#### MATERIAL FOR THIS EXERCISE

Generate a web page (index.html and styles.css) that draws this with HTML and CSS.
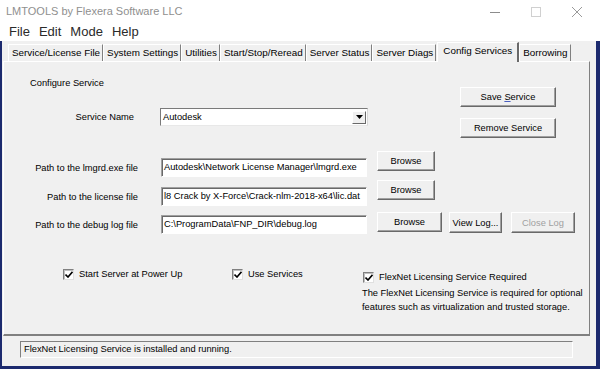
FILE: index.html
```html
<!DOCTYPE html>
<html lang="en">
<head>
 <meta charset="UTF-8">
 <title>LMTOOLS by Flexera Software LLC</title>
 <link rel="stylesheet" href="styles.css">
</head>
<body>
<div class="window">
 <div class="titlebar">
  <span class="title">LMTOOLS by Flexera Software LLC</span>
  <div class="controls">
   <svg class="ctl" width="12" height="12" viewBox="0 0 12 12"><line x1="1" y1="6.5" x2="11" y2="6.5" stroke="#8c8c8c" stroke-width="1"/></svg>
   <svg class="ctl" width="12" height="12" viewBox="0 0 12 12"><rect x="1.5" y="1.5" width="9" height="9" fill="none" stroke="#d0d0d0" stroke-width="1"/></svg>
   <svg class="ctl" width="12" height="12" viewBox="0 0 12 12"><path d="M1 1L11 11M11 1L1 11" stroke="#9a9a9a" stroke-width="1"/></svg>
  </div>
 </div>
 <div class="menubar">
  <span>File</span><span>Edit</span><span>Mode</span><span>Help</span>
 </div>
 <div class="client">
  <div class="tabs">
   <div class="tab">Service/License File</div>
   <div class="tab">System Settings</div>
   <div class="tab">Utilities</div>
   <div class="tab">Start/Stop/Reread</div>
   <div class="tab">Server Status</div>
   <div class="tab">Server Diags</div>
   <div class="tab active">Config Services</div>
   <div class="tab">Borrowing</div>
  </div>
  <div class="panel">
   <div class="config">
    <div class="config-main">
     <div class="heading">Configure Service</div>
     <div class="row service">
      <label class="label">Service Name</label>
      <div class="combo">
       <span class="combo-text">Autodesk</span>
       <span class="combo-btn"><svg width="7" height="4" viewBox="0 0 7 4"><path d="M0 0H7L3.5 4Z" fill="#000"/></svg></span>
      </div>
     </div>
    </div>
    <div class="config-side">
     <button class="btn wide" type="button">Save <u>S</u>ervice</button>
     <button class="btn wide" type="button">Remove Service</button>
    </div>
   </div>

   <div class="path-row first">
    <div class="field">
     <label class="label">Path to the lmgrd.exe file</label>
     <div class="input">Autodesk\Network License Manager\lmgrd.exe</div>
    </div>
    <button class="btn browse" type="button">Browse</button>
   </div>
   <div class="path-row second">
    <div class="field">
     <label class="label">Path to the license file</label>
     <div class="input">l8 Crack by X-Force\Crack-nlm-2018-x64\lic.dat</div>
    </div>
    <button class="btn browse" type="button">Browse</button>
   </div>
   <div class="path-row third">
    <div class="field">
     <label class="label">Path to the debug log file</label>
     <div class="input">C:\ProgramData\FNP_DIR\debug.log</div>
    </div>
    <button class="btn browse long" type="button">Browse</button>
    <button class="btn viewlog" type="button">View Log...</button>
    <button class="btn closelog" type="button" disabled>Close Log</button>
   </div>

   <div class="options">
    <div class="check"><span class="box"><svg width="8" height="7" viewBox="0 0 8 7"><path d="M0.5 3.5L3 6L7.5 0.8" fill="none" stroke="#000" stroke-width="1.6"/></svg></span>Start Server at Power Up</div>
    <div class="check"><span class="box"><svg width="8" height="7" viewBox="0 0 8 7"><path d="M0.5 3.5L3 6L7.5 0.8" fill="none" stroke="#000" stroke-width="1.6"/></svg></span>Use Services</div>
    <div class="flexnet">
     <div class="check"><span class="box"><svg width="8" height="7" viewBox="0 0 8 7"><path d="M0.5 3.5L3 6L7.5 0.8" fill="none" stroke="#000" stroke-width="1.6"/></svg></span>FlexNet Licensing Service Required</div>
     <p class="note">The FlexNet Licensing Service is required for optional<br>features such as virtualization and trusted storage.</p>
    </div>
   </div>
  </div>
  <div class="statusarea">
   <div class="status">FlexNet Licensing Service is installed and running.</div>
  </div>
 </div>
</div>
</body>
</html>
```

FILE: styles.css
```css
html, body{
  margin: 0;
  padding: 0;
  background: #ffffff;
}
.window{
  width: 600px;
  height: 369px;
  overflow: hidden;
  font-family: "Liberation Sans", Arial, sans-serif;
  font-size: 9.3px;
  color: #000;
}
.titlebar{
  height: 21px;
  display: flex;
  align-items: center;
  background: #fff;
}
.title{
  margin-left: 6px;
  font-size: 11px;
  color: #8f8f8f;
}
.controls{
  margin-left: auto;
  display: flex;
  gap: 29px;
  margin-right: 17px;
  margin-top: 2px;
}
.ctl{
  display: block;
}
.menubar{
  height: 20px;
  display: flex;
  align-items: center;
  gap: 9px;
  padding-left: 9px;
  font-size: 13px;
  color: #2a2a2a;
  background: #fff;
}
.client{
  height: 325px;
  background: #f0f0f0;
  border-left: 2px solid #1c2a6e;
  border-right: 4px solid #1c2a6e;
  border-bottom: 3px solid #1c2a6e;
}
.tabs{
  height: 20px;
  display: flex;
  align-items: flex-end;
  padding-left: 6px;
  font-size: 9.85px;
}
.tab{
  height: 16px;
  line-height: 16px;
  padding: 0 2px 0 3px;
  border-left: 1px solid #ffffff;
  border-right: 1px solid #808080;
  border-top: 1px solid #ffffff;
  white-space: nowrap;
}
.tab.active{
  height: 19px;
  line-height: 15px;
  padding: 0 5px;
  margin: 0 0 -1px 1px;
  background: #f0f0f0;
  border-right: 2px solid #696969;
  position: relative;
}
.panel{
  height: 272px;
  margin-right: 6px;
  margin-left: 1px;
  border-top: 1px solid #ffffff;
  border-left: 1px solid #ffffff;
  border-right: 1px solid #808080;
  border-bottom: 2px solid #808080;
}
.config{
  display: flex;
  align-items: flex-start;
}
.config-main{
  flex: 1;
}
.heading{
  margin: 15px 0 0 26px;
  line-height: 12px;
}
.row{
  display: flex;
  align-items: center;
}
.service{
  margin-top: 19px;
}
.label{
  width: 134px;
  text-align: right;
  white-space: nowrap;
}
.service .label{
  padding-right: 4px;
  width: 130px;
}
.combo{
  margin-left: 22px;
  width: 206px;
  height: 16px;
  display: flex;
  align-items: center;
  background: #fff;
  border: 1px solid;
  border-color: #7a7a7a #d8d8d8 #e8e8e8 #7a7a7a;
}
.combo-text{
  padding-left: 2px;
  flex: 1;
}
.combo-btn{
  width: 14px;
  height: 13px;
  margin-right: 1px;
  display: flex;
  align-items: center;
  justify-content: center;
  background: #f0f0f0;
  border: 1px solid;
  border-color: #ffffff #696969 #696969 #ffffff;
  box-sizing: border-box;
}
.combo-btn svg{
  display: block;
}
.config-side{
  display: flex;
  flex-direction: column;
  gap: 11px;
  margin: 25px 33px 0 0;
}
.btn{
  font-family: inherit;
  font-size: 9.3px;
  color: #000;
  background: #f0f0f0;
  border: 1px solid;
  border-color: #ffffff #696969 #696969 #ffffff;
  box-shadow: inset -1px -1px #a0a0a0;
  padding: 0;
  height: 20px;
}
.btn.wide{
  width: 96px;
}
.btn u{
  text-decoration-color: #4a5fc0;
}
.path-row{
  display: flex;
  align-items: flex-start;
}
.path-row.first{
  margin-top: 13px;
}
.path-row.second{
  margin-top: 3px;
}
.path-row.third{
  margin-top: 6px;
}
.field{
  display: flex;
  align-items: center;
  margin-top: 7px;
}
.third .field{
  margin-top: 3px;
}
.input{
  margin-left: 23px;
  width: 202px;
  height: 17px;
  line-height: 17px;
  padding-left: 2px;
  overflow: hidden;
  white-space: nowrap;
  background: #fff;
  border: 1px solid;
  border-color: #a0a0a0 #ffffff #ffffff #a0a0a0;
  box-shadow: inset 1px 1px #696969;
}
.btn.browse{
  width: 58px;
  margin-left: 10px;
}
.btn.browse.long{
  width: 65px;
}
.btn.viewlog{
  width: 53px;
  height: 21px;
  margin-left: 7px;
}
.btn.closelog{
  width: 64px;
  height: 21px;
  margin-left: 9px;
  color: #a0a0a0;
}
.options{
  margin-top: 34px;
  display: grid;
  grid-template-columns: 169px 131px auto;
  padding-left: 59px;
  align-items: start;
}
.check{
  display: flex;
  align-items: center;
  gap: 5px;
  line-height: 12px;
}
.box{
  width: 9px;
  height: 9px;
  display: flex;
  align-items: center;
  justify-content: center;
  background: #fff;
  border: 1px solid;
  border-color: #808080 #e0e0e0 #e0e0e0 #808080;
  box-shadow: inset 1px 1px #c0c0c0;
}
.box svg{
  display: block;
}
.flexnet{
  margin-top: 3px;
}
.note{
  margin: 3px 0 0 -1px;
  line-height: 14px;
}
.statusarea{
  padding: 5px 0 0 18px;
}
.status{
  width: 548px;
  height: 15px;
  line-height: 15px;
  padding-left: 3px;
  border: 1px solid;
  border-color: #808080 #ffffff #ffffff #808080;
}
```
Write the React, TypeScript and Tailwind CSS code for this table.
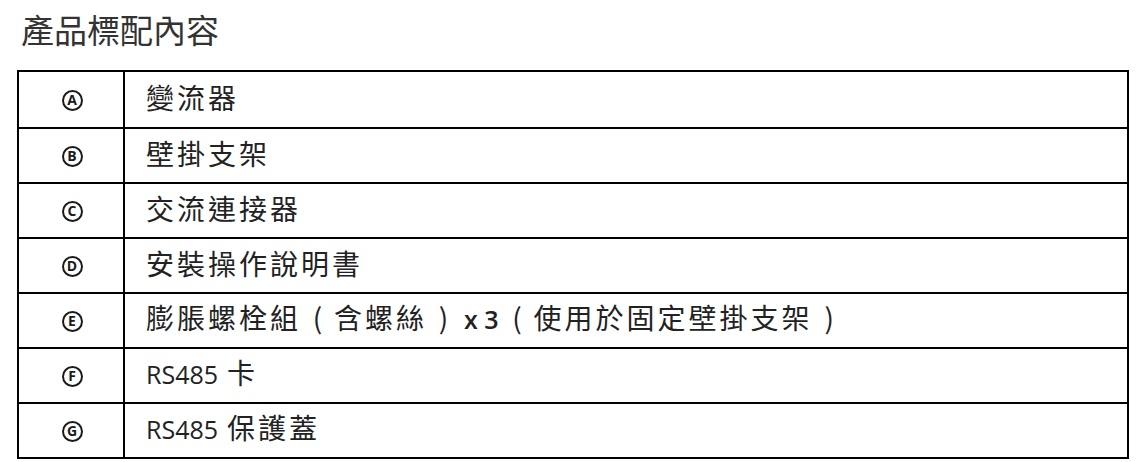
const P = ({ c }: { c: string }) => (
  <span className="inline-block w-[33px] text-center tracking-normal">{c}</span>
);

// 圓圈字母標記
const Mark = ({ c }: { c: string }) => (
  <div className="w-[21px] h-[21px] shrink-0 rounded-full border-[2.5px] border-[#1a1a1a] flex items-center justify-center">
    <span className="text-[14px] leading-none font-bold tracking-normal text-[#1a1a1a] font-['Open_Sans',sans-serif]">
      {c}
    </span>
  </div>
);

const items: { mark: string; label: React.ReactNode }[] = [
  { mark: 'A', label: '變流器' },
  { mark: 'B', label: '壁掛支架' },
  { mark: 'C', label: '交流連接器' },
  { mark: 'D', label: '安裝操作說明書' },
  {
    mark: 'E',
    label: (
      <>
        膨脹螺栓組<P c="(" />含螺絲<P c=")" />
        <span className="latin ml-[4px] mr-[2px] tracking-normal font-semibold">x 3</span>
        <P c="(" />使用於固定壁掛支架<P c=")" />
      </>
    ),
  },
  {
    mark: 'F',
    label: (
      <>
        <span className="latin tracking-normal mr-[9px]">RS485</span>卡
      </>
    ),
  },
  {
    mark: 'G',
    label: (
      <>
        <span className="latin tracking-normal mr-[9px]">RS485</span>保護蓋
      </>
    ),
  },
];

export default function App() {
  return (
    <div className="w-[1140px] h-[462px] bg-white text-[#222] font-['Open_Sans','Noto_Sans_CJK_TC',sans-serif]">
      <style>{`.latin{font-family:'Open Sans','Noto Sans CJK TC',sans-serif;font-size:25px;}`}</style>
      <h1 className="pl-[21px] pt-[9px] h-[70px] text-[33px] leading-[40px] text-[#333] font-['Noto_Sans_CJK_TC',sans-serif] font-normal">
        產品標配內容
      </h1>

      {/* 內容表 */}
      <div className="ml-[17px] w-[1112px] border-2 border-black">
        {items.map((item, i) => (
          <div
            key={i}
            className={`grid grid-cols-[106px_1fr] h-[55px] ${i > 0 ? 'border-t-2 border-black' : ''}`}
          >
            <div className="border-r-2 border-black flex items-center justify-center pt-[1px] pl-[2px]">
              <Mark c={item.mark} />
            </div>
            <div className="pl-[21px] flex items-center pb-[6px] text-[28px] tracking-[3px] font-['Noto_Sans_CJK_TC',sans-serif] whitespace-nowrap">
              <span>{item.label}</span>
            </div>
          </div>
        ))}
      </div>
    </div>
  );
}
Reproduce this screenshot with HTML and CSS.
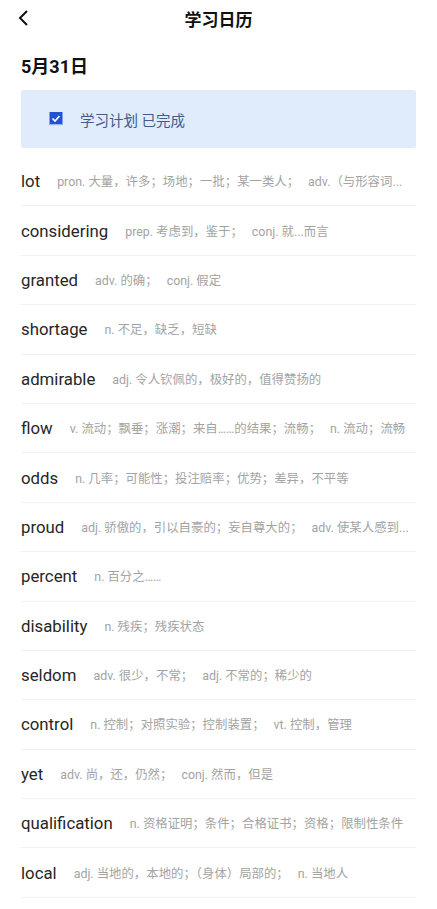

########

_GIVEN TASK_: In the entries above, locate every line with the word "React" and copy it.

_WRITTEN RESPONSE_:
Write the React, TypeScript and Tailwind CSS code for this table.
const items: { mark: string; label: React.ReactNode }[] = [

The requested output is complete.